The most haunting part of the exhibition is where politically charged works are interspersed with earlier feminist works. In Chilean artist Garcia Berrios’s America I don’t invoke your name in vain from 1970, she takes a critical stance against Salvador Allende’s social democratic government in power at the time. A group of shadowlike people in black are emerging slowly from the canvas while their legs are being cut by the bottom edge of the canvas, reiterating the threatening sense that they are walking out of canvas into the real world. These faceless figures address the silent majority of people opposing dictatorships all across Latin American countries and their potential for prospective uprising and revenge.
In Gloria Camiruaga’s video: Popsicle (1982-84), sensual and political are intertwined in a playful way. Teenage girls sensually lick popsicles only to find plastic soldiers at the end. Aside from curators’ interpretation of the work as an implication of the militarized society under Augusto Pinochet’s dictatorship, the video addresses the hidden violence threatening women in patriarchal societies in general, even underneath sweet and tempting sensual pleasures. By reciting “Hail Mary” while licking their popsicles, the girls imply how the interconnectedness between female pleasures and violence have turned into a sacred ritual of masochism. Finally, by showing innocent teens doing an innocent job in an ambiguous way, the work comments on the uncertainty of the terms such as “innocent” and “erotic.”

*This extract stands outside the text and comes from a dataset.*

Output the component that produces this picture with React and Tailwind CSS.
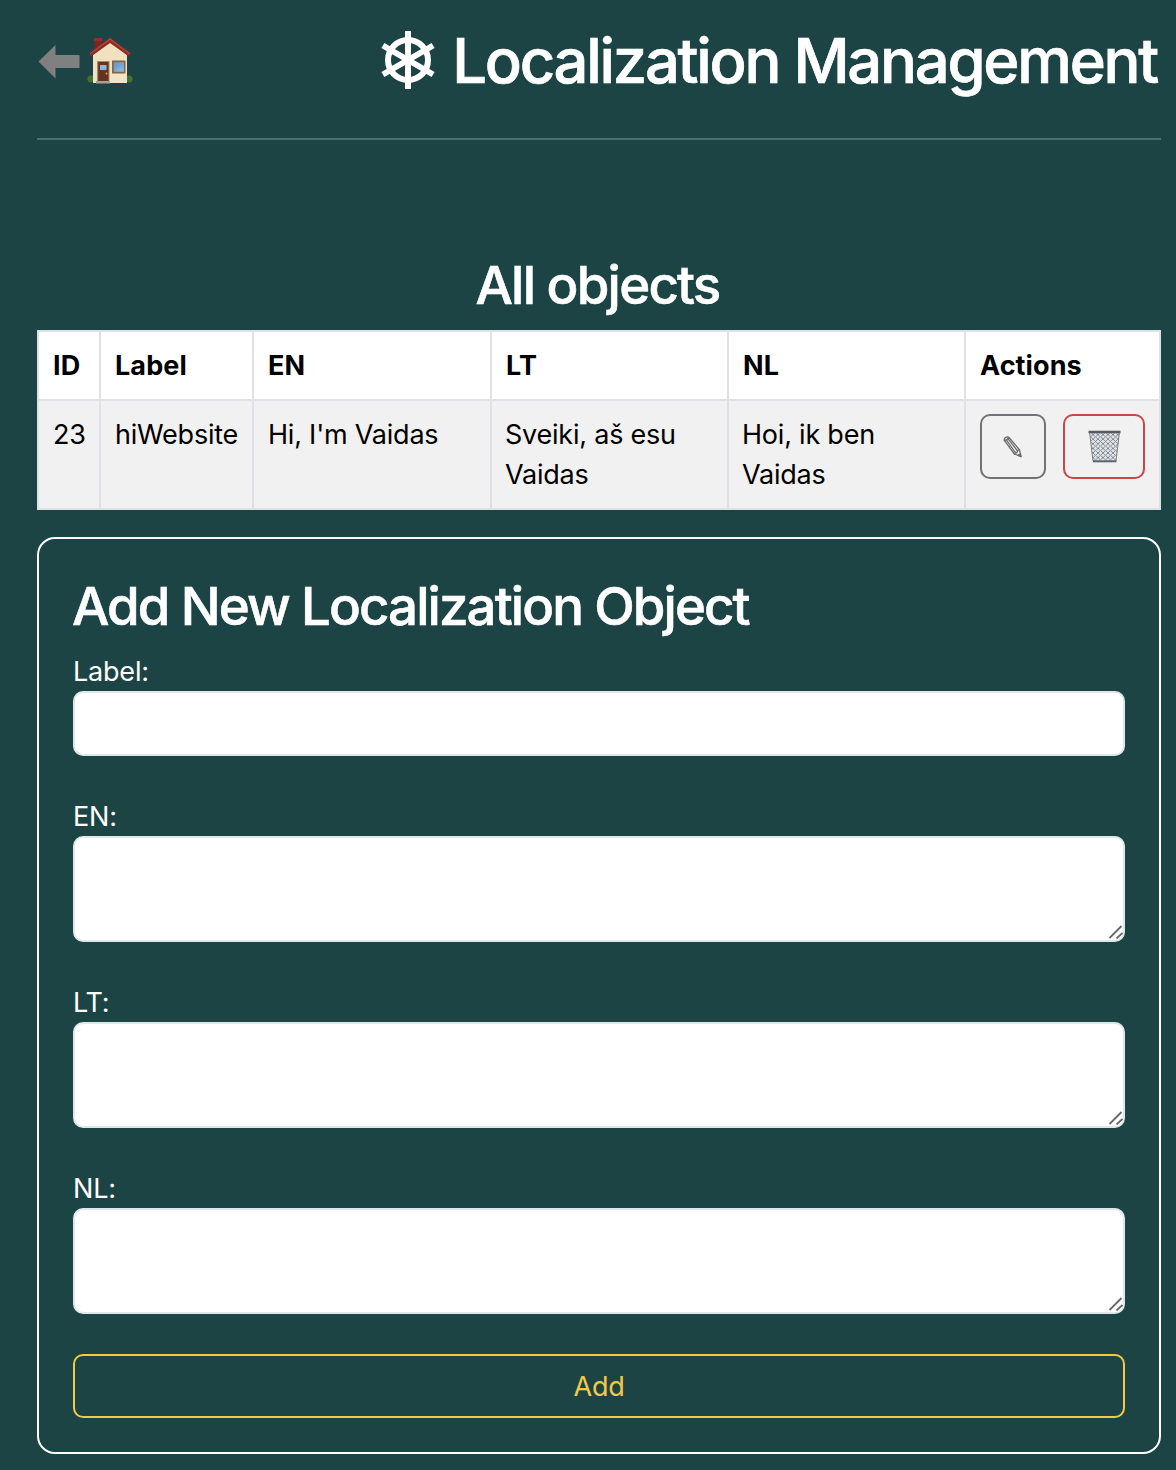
import React from "react";

function BackArrow() {
  return (
    <svg width="42" height="36" viewBox="0 0 42 36">
      <path d="M0.5 17.5 L17.5 1 V11 H41.5 V24 H17.5 V34.5 Z" fill="#808080" />
    </svg>
  );
}

function House() {
  return (
    <svg width="46" height="48" viewBox="0 0 46 48">
      <defs>
        <linearGradient id="wall" x1="0" y1="0" x2="0" y2="1">
          <stop offset="0" stopColor="#efe0bd" />
          <stop offset="1" stopColor="#f1e3c6" />
        </linearGradient>
        <linearGradient id="glass" x1="0" y1="0" x2="1" y2="1">
          <stop offset="0" stopColor="#5f93c4" />
          <stop offset="1" stopColor="#8dbbe4" />
        </linearGradient>
      </defs>
      <rect x="7.5" y="2" width="7.5" height="13" fill="#7c2621" />
      <rect x="6.8" y="1" width="8.6" height="3" fill="#8f302a" />
      <circle cx="4" cy="42" r="3.6" fill="#456f2c" />
      <circle cx="42" cy="42" r="3.6" fill="#456f2c" />
      <path d="M6 18 L23 4 L40 18 V46 H6 Z" fill="url(#wall)" />
      <path d="M23 1 L43.5 16.5 L42 19.5 L23 6 L4 19.5 L2.5 16.5 Z" fill="#8d2b25" />
      <path d="M23 1 L43.5 16.5 L43 17.5 L23 3 L3 17.5 L2.5 16.5 Z" fill="#b8433a" />
      <rect x="10" y="24" width="12.5" height="21" fill="#a98763" />
      <rect x="11.2" y="25" width="10.3" height="20" fill="#653322" />
      <rect x="13" y="28" width="6.5" height="5" fill="#86b8dc" />
      <circle cx="19.5" cy="36.5" r="0.9" fill="#d9b060" />
      <rect x="9" y="44" width="14" height="2.5" fill="#a9a096" />
      <rect x="25" y="23.5" width="13.5" height="13" fill="#866447" />
      <rect x="26.7" y="25.2" width="10.2" height="9.6" fill="url(#glass)" />
    </svg>
  );
}

function Wheel() {
  return (
    <svg width="54" height="58" viewBox="0 0 54 58" fill="none" stroke="#fff">
      <circle cx="27" cy="29" r="20" strokeWidth="6" />
      <path d="M27 0 V58 M1.9 14.5 L52.1 43.5 M52.1 14.5 L1.9 43.5" strokeWidth="6" />
    </svg>
  );
}

function Pencil() {
  return (
    <svg width="20" height="22" viewBox="0 0 20 22" fill="none" stroke="#6c6f72" strokeWidth="1.3" strokeLinejoin="round" strokeLinecap="round">
      <path d="M1.2 4.2 Q1 1.8 3.2 1.1 Q5.2 0.6 6.6 2.2 L16.4 13.6 L18 20.6 L11.4 18 Z" />
      <path d="M3.2 3.6 L12.6 17 M5 2.6 L14.6 15 M1.4 4.6 L6.4 2.2 M11.4 18 L12.8 16.4 L13.8 16.8 L14.8 14.8 L16.4 13.6" />
      <path d="M14.8 19.2 L17.4 17.8 L18 20.6 Z" fill="#55585a" />
    </svg>
  );
}

function Trash() {
  return (
    <svg width="33" height="33" viewBox="0 0 33 33">
      <defs>
        <pattern id="mesh" width="5" height="4.6" patternUnits="userSpaceOnUse">
          <path d="M0 0 L5 4.6 M5 0 L0 4.6" stroke="#7d848c" strokeWidth="0.9" />
        </pattern>
      </defs>
      <path d="M1.5 2 H31.5 L28 31 H5 Z" fill="#dfe2e6" />
      <path d="M1.5 2 H31.5 L28 31 H5 Z" fill="url(#mesh)" stroke="#7b8188" strokeWidth="1" />
      <path d="M0.5 2 H32.5" stroke="#555b64" strokeWidth="2.6" />
      <path d="M5 31.4 H28.4" stroke="#5f656d" strokeWidth="1.8" />
    </svg>
  );
}

function Grip() {
  return (
    <svg className="absolute right-[2px] bottom-[3px]" width="14" height="14" viewBox="0 0 14 14" stroke="#666" strokeWidth="1.8">
      <path d="M0.5 13 L12.5 1 M7.5 13.5 L13.5 8" />
    </svg>
  );
}

const th = "h-[67px] p-0 pl-[14px] text-left align-top pt-[14px] font-bold bg-white tracking-[0.1px]";
const td = "h-[107px] p-0 pl-[14px] text-left align-top pt-[14px] bg-[#f1f1f1]";

function Field({ label, area }) {
  return (
    <label className={area ? "block h-[186px]" : "block h-[145px]"}>
      <span className="block h-[40px] pt-px text-[27px] leading-[40px] tracking-[-0.2px]">{label}</span>
      {area ? (
        <span className="relative block h-[106px]">
          <textarea className="block h-[106px] w-full resize-none rounded-[10px] border-2 border-[#dee8ea] bg-white p-3 text-black outline-none" />
          <Grip />
        </span>
      ) : (
        <input className="block h-[65px] w-full rounded-[10px] border-2 border-[#dee8ea] bg-white px-5 text-black outline-none" />
      )}
    </label>
  );
}

export default function App() {
  return (
    <div className="h-[1470px] w-[1176px] overflow-hidden bg-[#1c4445] pr-[15px] pl-[37px] font-['Inter',sans-serif] text-white">
      <header className="flex h-[140px] items-start justify-between border-b-2 border-[#497071]">
        <nav className="flex pt-[37px] pl-[1px]">
          <a className="mt-[7px] block"><BackArrow /></a>
          <a className="ml-[7px] block"><House /></a>
        </nav>
        <h1 className="mr-[4px] flex pt-[31px] text-[61.5px] leading-[62px] font-medium whitespace-nowrap [-webkit-text-stroke:0.7px_white]">
          <Wheel />
          <span className="-mt-px ml-[17px] tracking-[-2.23px]">Localization Management</span>
        </h1>
      </header>

      <h2 className="mt-[111px] h-[79px] pr-[3px] text-center text-[52.8px] leading-[68px] font-medium tracking-[-1.75px] [-webkit-text-stroke:0.6px_white]">All objects</h2>

      <table className="w-[1124px] table-fixed border-separate border-spacing-[2px] bg-[#dee2e6] text-[27px] leading-[40px] tracking-[-0.22px] text-black">
        <colgroup>
          <col className="w-[60px]" />
          <col className="w-[151px]" />
          <col className="w-[236px]" />
          <col className="w-[235px]" />
          <col className="w-[235px]" />
          <col className="w-[193px]" />
        </colgroup>
        <thead>
          <tr>
            <th className={th}>ID</th>
            <th className={th}>Label</th>
            <th className={th}>EN</th>
            <th className={th}>LT</th>
            <th className={th}>NL</th>
            <th className={th}>Actions</th>
          </tr>
        </thead>
        <tbody>
          <tr>
            <td className={td}>23</td>
            <td className={td}>hiWebsite</td>
            <td className={td}>Hi, I'm Vaidas</td>
            <td className={td}><div className="-ml-px">Sveiki, aš esu<br />Vaidas</div></td>
            <td className={td}><div className="-ml-px">Hoi, ik ben<br />Vaidas</div></td>
            <td className={td}>
              <div className="-mt-px flex gap-[17px]">
                <button className="flex h-[65px] w-[66px] items-center justify-center rounded-[10px] border-2 border-[#6f7376]"><Pencil /></button>
                <button className="flex h-[65px] w-[82px] items-center justify-center rounded-[10px] border-2 border-[#cb444a]"><Trash /></button>
              </div>
            </td>
          </tr>
        </tbody>
      </table>

      <section className="mt-[27px] h-[917px] rounded-[18px] border-2 border-white px-[34px] pt-[33px]">
        <h2 className="-ml-px h-[79px] text-[52.8px] leading-[68px] font-medium tracking-[-1.9px] whitespace-nowrap [-webkit-text-stroke:0.6px_white]">Add New Localization Object</h2>
        <Field label="Label:" />
        <Field label="EN:" area />
        <Field label="LT:" area />
        <Field label="NL:" area />
        <button className="block h-[64px] w-full rounded-[10px] border-2 border-[#f6c945] pt-px text-[27px] leading-[60px] tracking-[-0.2px] text-[#f6c945]">Add</button>
      </section>
    </div>
  );
}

Radical Women, along with other LA/LA project exhibitions, provided us with a great opportunity to explore the invisible art of Latin female artists. Such exhibitions should and do bring us an awareness about how violence against women differs based on different socio-political conditions and how contrary to what history shares about the female sex being oppressed, violence does take stronger forms under dictator regimes. Putting such exhibitions in the context of the Trump era would also help feminist activists to have a fresh view about the importance of Latino women issues and the necessity of our support, especially in the current political atmosphere of fear and mistrust.